Q: “I just got a full set of new tires and I have a question. Do I need to go easy on them while I break them in, or can I just drive as usual right away? – New Rubber Victoria


A: Just like a new pair of shoes, your new tires need to be “broken in” for comfort and performance. Unlike a new pair of shoes, there’s a real safety aspect to the reasoning behind the breaking in period as it applies to tires.


Go easy for the first 500 Kms

During manufacturing, tires are coated with a release lubricant to help them release from their molds after the curing process. Some of the lubricant remains on the surface of the tires, and until this layer completely wears away it can noticeably reduce traction, making sharp accelerations or turns slippery and potentially dangerous. About 500 km of easy driving passes quickly and will ensure the lubricant is worn off safely and completely.

Tires are composed of several layers of materials including rubber, steel, and fabric. Driving sensibly for 500 km allows time for the load of your vehicle to naturally break these layers in, and the different components to start working together. This will deliver the best performance and ride quality.


Your new tires may feel different

If you’ve just replaced your tires, it’s probably because your old tires had very little tread left. With worn treads the tires tend to respond a bit quicker, because there’s less tread there to flex and grab the road during cornering and quick turns. You might notice your new tires feel quite different, and more sticky in the turns due to the deeper tread that tends to flex and be less responsive than your old tires. Even if you have replaced your old tires with the exact same brand and model.

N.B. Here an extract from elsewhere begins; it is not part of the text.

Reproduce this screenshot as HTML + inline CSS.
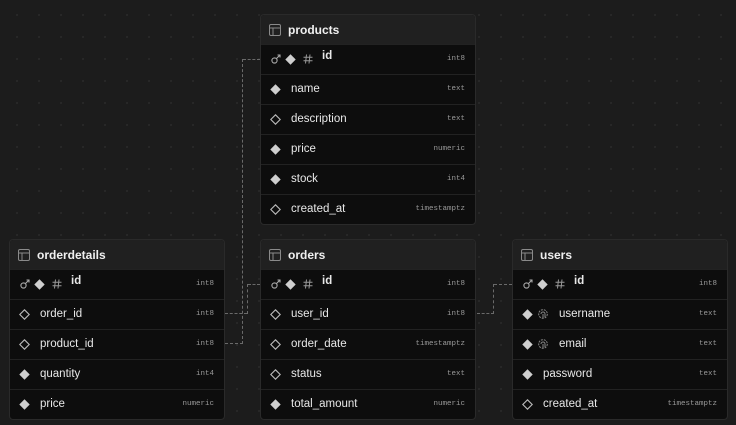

It’s exciting to get new tires and you probably want to test out that rubber, everyone from automotive professionals to Harley riders know the benefits to taking it easy for a couple of weeks. Be patient and don’t try to artificially hurry the process along by scuffing your tires with soap and steel wool, as there’s no way to tell if the lubricant is actually completely off or not. Let your tires break in naturally, which is nothing more than going easy in the first couple of hard corners until the shine is knocked off them.